Does a $0 balance on your credit card make your score go up? (2024)

To maintain a healthy credit score, it's important to keep your credit utilization rate(CUR) low. The general rule of thumb has been that you don't want your CUR to exceed 30%, but increasingly financial experts are recommending that you don't want to goabove 10% if you really want an excellent credit score.

But what would happen if you have 0% utilization rate? To the credit card issuers, it may not look as good as you think.

"For credit cards, it's important to 'use but not abuse' those cards," Jim Droske, president of the credit counseling company Illinois Credit Services (and someone with a perfect credit score), tells Select. The key is to feel comfortable putting everyday expenses on your card with the knowledge you can pay off the bill at the end of the month.

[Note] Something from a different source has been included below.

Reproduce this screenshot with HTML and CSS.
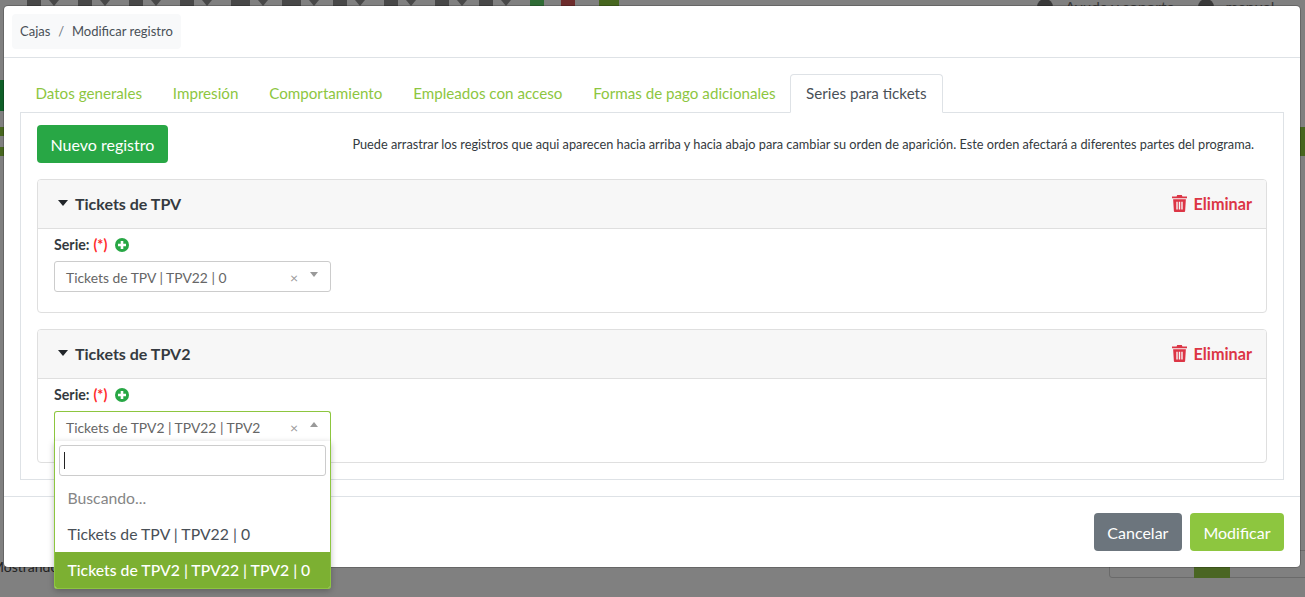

Below, we take a look at how to calculate your credit utilization rate and why keeping yours at 0% may reflect negatively on your credit score.

How to calculate your credit utilization rate

Your credit utilization rate (also known as your credit utilization ratio or debt-to-credit ratio) measures how much credit you are using compared to how much you have available. The calculation looks at both your credit card balance and your credit card limit.

For example, if your current balance is $2,000 and you have a $5,000 limit, that makes your credit utilization rate 40%.

($2,000 / $5,000 = 0.4 X 100 = 40%)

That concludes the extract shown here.